The University of Rhode Island Police Department, as well as Narragansett and South Kingstown Police, are cracking down on parties this fall semester.

“With the start of the URI school year, there have already been an increase number of calls for house parties and a number of them are underage,” said Cpt. Joel Ewing-Chow from the South Kingstown Police Department. Their goal is not only to have students abide by the law, but to ensure safety and peace with the town community.

According to Ewing-Chow, signs of a party are simple to spot. For example, people walking around the lawn and the littering of beer cans, bottles and trash. However, most of their calls will be from surrounding neighbors. Loud music is often a complaint, in which police have an obligation and duty to investigate. As for entering the premises, police check for impaired drivers and underage drinking.

“Safety is our number one priority, but in the same sense if we sight people, we will make arrests,” said Ewing-Chow.

Lindsay Cullen, a junior who lives off campus since spring of 2017, speaks out about the controversy between rentals and neighbors. “I feel bad for the neighbors for [parties] that get out of control and are broken up because the lights and the length of time it takes,” said Cullen. “However certain neighborhoods are predominantly rentals, and if they’re choosing to live in one of those, they are bringing it upon themselves, when there are so many places that have fewer rentals.”

One thing that URI students are not aware about is the connection between town police and URI police. If students get arrested by the town, then the town sends a report directly to URI police. “We work hand in hand with surrounding towns,” said Maj. Michael Jagoda of the URI Police Department. “South Kingstown and Narragansett Police send student reports, and which it will be sent to Student Dean of Office.”

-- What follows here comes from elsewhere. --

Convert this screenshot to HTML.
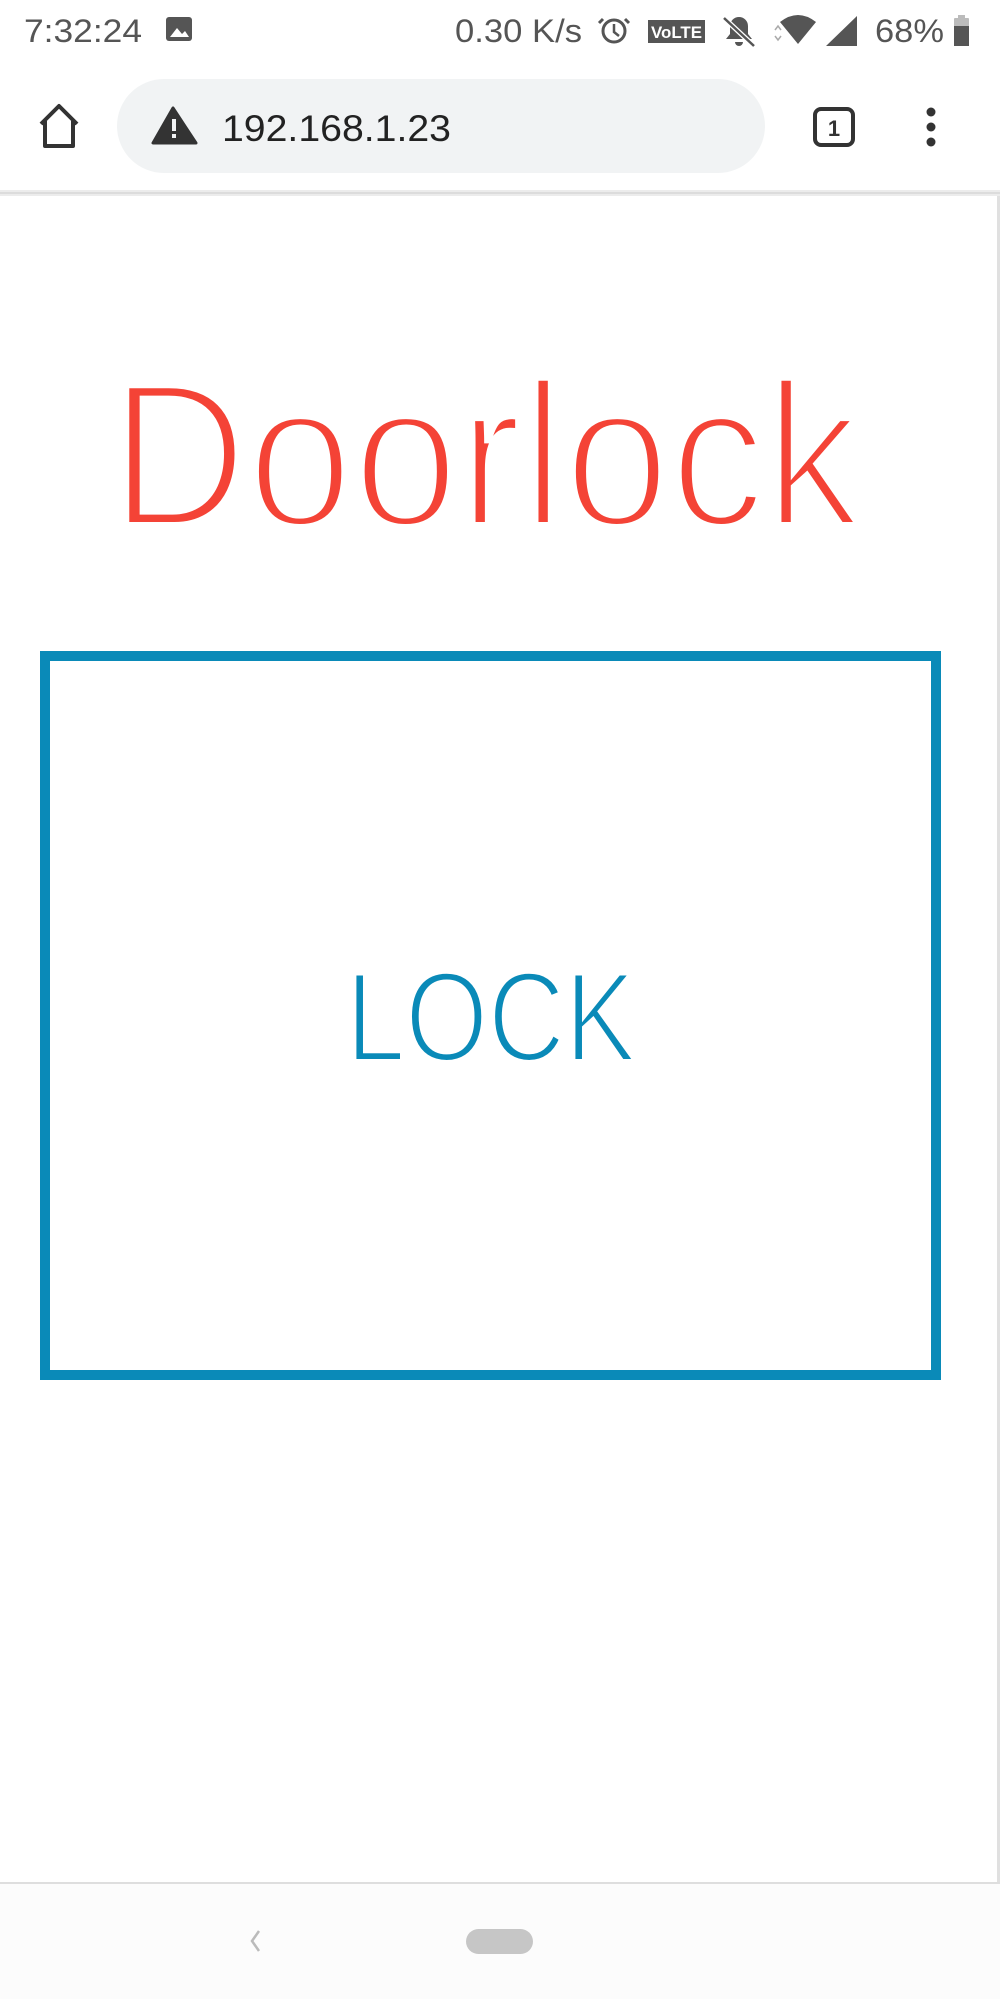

URI can implement any course of action they think is appropriate with the situation too.

“Our Dean of Students Office can also impose University conduct sanctions to include fines, educational training requirements, probation and more serious sanctions,” said Jagoda

“The police department in the jurisdiction (off-campus) where the violation occurs can impose penalties to include court summons, town ordinances fines and criminal arrest,” said Jagoda.  The penalties vary depending on the violation.

Students who host parties in their homes can have a penalty of receiving an orange sticker placed on their front door. The sticker entails actions of nuisance. According to the Rhode Island Independent, police use orange stickers in attempt to cut down on rowdy behavior.

“Closed parties tend to be more controlled and less disruptive to neighbors, and open parties tend to get more out of control,” said Cullen

Weekend nights are especially active with students traveling off campus to houses. According to Ewing-Chow, “the probability of road times increases at 9 to 10 p.m.” Generally, DUI enforcement is present around the shoreline area.

Fake identifications are a continuing issue for underage students who possess them. Bars that have underage students are risking the loss of their liquor license. South Kingstown Police Dept. are trying to educate students that it is not okay to possess these forms of identification.

Speeding is another thing police looks out for. They have stopped multiple drivers for speeding and under the impression of alcohol. Popular places for ticketing are usually Point Judith Road, Ocean Road and R.I. 108.

URI Police offers a safe rides system for students if they are not able to drive home. “We want to have a presence in the URI community” said Jagoda. There are also many different options to grab a safe ride home including Apps Uber and Lyft.

URI, South Kingstown and Narragansett police ask students to be safe, responsible and smart this academic year.